The American President grossed $107.9 million on a budget of $62 million, and was praised by critics for its performances (especially of Douglas and Bening), musical score, story, and screenplay. Composer Marc Shaiman was nominated for the Academy Award for Best Original Musical or Comedy Score for The American President. The film was nominated for Golden Globes for Best Director, Best Screenplay, Best Actor in a Comedy/Musical for Michael Douglas, Best Actress in a Comedy/Musical for Annette Bening, and Best Comedy/Musical. The American Film Institute ranked The American President No. 75 on its list of America's Greatest Love Stories.

Plot 
Popular Democratic President Andrew Shepherd prepares to run for re-election. The president and his staff, led by Chief of Staff and best friend AJ MacInerney, attempt to consolidate the administration's 63% approval rating by passing a moderate crime control bill. However, support for the bill in both parties is tepid: conservatives reject it, and liberals think it is too weak. If passed, however, Shepherd's re-election is presumed to be guaranteed. Shepherd resolves to announce the bill, and have the Congressional support to pass it, by his State of the Union Address.

When the unmarried President's cousin, Judith, is sick and unable to act as hostess at a state dinner for the French president, Shepherd realizes his staff's public portrayal of him as lonely widower is true. Soon after, Shepherd meets and is attracted to Sydney Ellen Wade, a lawyer employed by an environmental lobbying firm that is working to pass legislation to substantially reduce carbon dioxide emissions. During a meeting, Shepherd strikes a deal with Wade: if she can secure 24 votes for the environmental bill before his State of the Union Address, he will deliver the last 10 votes. MacInerney believes Wade will fail to obtain enough votes, thus releasing Shepherd from responsibility if the bill fails to pass.

Shepherd and Wade begin seeing each other and fall in love. Presidential hopeful Senator Bob Rumson steps up his attacks, focusing on Wade's activist past and maligning Shepherd's ethics and family values. The President's refusal to refute Rumson's aspersions lowers his approval ratings and erodes crucial political support that threatens the crime bill.

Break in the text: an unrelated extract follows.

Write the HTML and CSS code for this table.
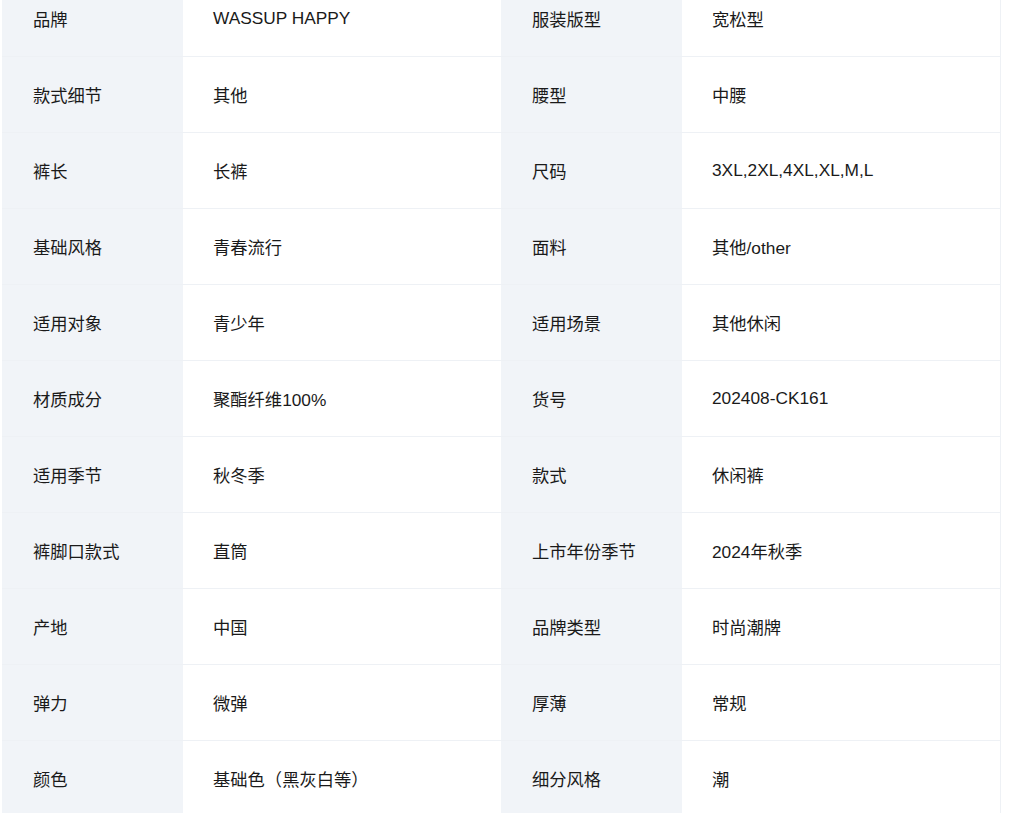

Wade is dejected after her failed meeting with three Michigan congressmen to discuss the environmental bill. When she tells Shepherd about the meeting, she inadvertently mentions that the congressmen want to defeat both the President's crime bill and Wade's environmental bill. Shepherd and A.J. are conflicted about how they obtained this sensitive information, but are unable to ignore the opportunity to pass the crime bill, even if it means the president going back on his deal with Wade.

Eventually, Wade secures enough votes for the environmental bill while Shepherd is three short. He can only obtain them by shelving the environmental bill to solidify the three Michigan congressmen's votes for the crime bill  which he agrees to do. Wade's firm fires her for failing to achieve their objectives and for seemingly jeopardizing her political reputation. She goes to see Shepherd to end their relationship and says she has a job opportunity in Hartford, Connecticut. While he defends the crime bill as his top priority, she criticizes it as weakly worded with little chance of preventing crime.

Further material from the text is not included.